Medyen’e de kardeşleri Şuayb’ı gönderdik.[*] Dedi ki “Ey halkım! Allah’a kulluk edin; sizin ondan başka ilahınız yoktur. Size Rabbinizden açık bir belge geldi, artık ölçüyü ve tartıyı tam yapın. İnsanlara, mallarını ve haklarını eksik vermeyin. (Allah tarafından) Düzeni sağlandıktan sonra yeryüzünde bozgunculuk yapmayın. Sizin için hayırlı olan budur, buna bir inanıp güvenseniz!

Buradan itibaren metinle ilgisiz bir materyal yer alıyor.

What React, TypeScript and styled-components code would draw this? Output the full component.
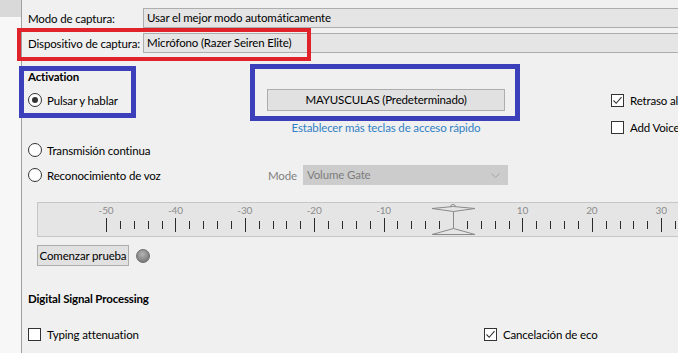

[*] Şuayb Aleyhisselamın kıssası hakkında ayrıntılı bilgi için bkz: Hud 11/84-95, Hicr 15/78-79, Şuara 26/176-191, Ankebut 29/36-37.

 

(A'raf 7/86)
وَلَا تَقْعُدُوا بِكُلِّ صِرَاطٍ تُوعِدُونَ وَتَصُدُّونَ عَنْ سَب۪يلِ اللّٰهِ مَنْ اٰمَنَ بِه۪ وَتَبْغُونَهَا عِوَجًاۚ وَاذْكُرُٓوا اِذْ كُنْتُمْ قَل۪يلًا فَكَثَّرَكُمْۖ وَانْظُرُوا كَيْفَ كَانَ عَاقِبَةُ الْمُفْسِد۪ينَ
Tehditler savurarak, Allah’a inanıp güvenenleri onun yolundan engelleyerek ve o yolda kolayca anlaşılamayacak bir eğrilik[*] olmasını isteyerek her yola başvurmayın. Hatırlayın ki bir zamanlar sayıca azdınız, Allah sizi çoğalttı. Bozguncuların sonunun nasıl olduğunu bir düşünün!

[*] A’raf 7/45.


(A'raf 7/87)
وَاِنْ كَانَ طَٓائِفَةٌ مِنْكُمْ اٰمَنُوا بِالَّذ۪ٓي اُرْسِلْتُ بِه۪ وَطَٓائِفَةٌ لَمْ يُؤْمِنُوا فَاصْبِرُوا حَتّٰى يَحْكُمَ اللّٰهُ بَيْنَنَاۚ وَهُوَ خَيْرُ الْحَاكِم۪ينَ
Benimle gönderilene bir kesiminiz inanıyor, bir kesiminiz de inanmıyorsa Allah aramızda kararını verinceye kadar duruşunuzu bozmayın![*] O, karar verenlerin en iyisidir.”

[*] Hud 11/93.


(A'raf 7/88)
قَالَ الْمَلَاُ الَّذ۪ينَ اسْتَكْبَرُوا مِنْ قَوْمِه۪ لَنُخْرِجَنَّكَ يَا شُعَيْبُ وَالَّذ۪ينَ اٰمَنُوا مَعَكَ مِنْ قَرْيَتِنَٓا اَوْ لَتَعُودُنَّ ف۪ي مِلَّتِنَاۜ قَالَ اَوَلَوْ كُنَّا كَارِه۪ينَ
Halkının büyüklük taslayan ileri gelenleri şöyle dediler: “Ey Şuayb! Ya kayıtsız şartsız bizim dini yaşama biçimimize dönersiniz ya da seni ve beraberindeki inananları kesinlikle ülkemizden çıkarırız!”[*] Şuayb dedi ki: “Biz (sizin dininizden) hoşlanmasak da mı?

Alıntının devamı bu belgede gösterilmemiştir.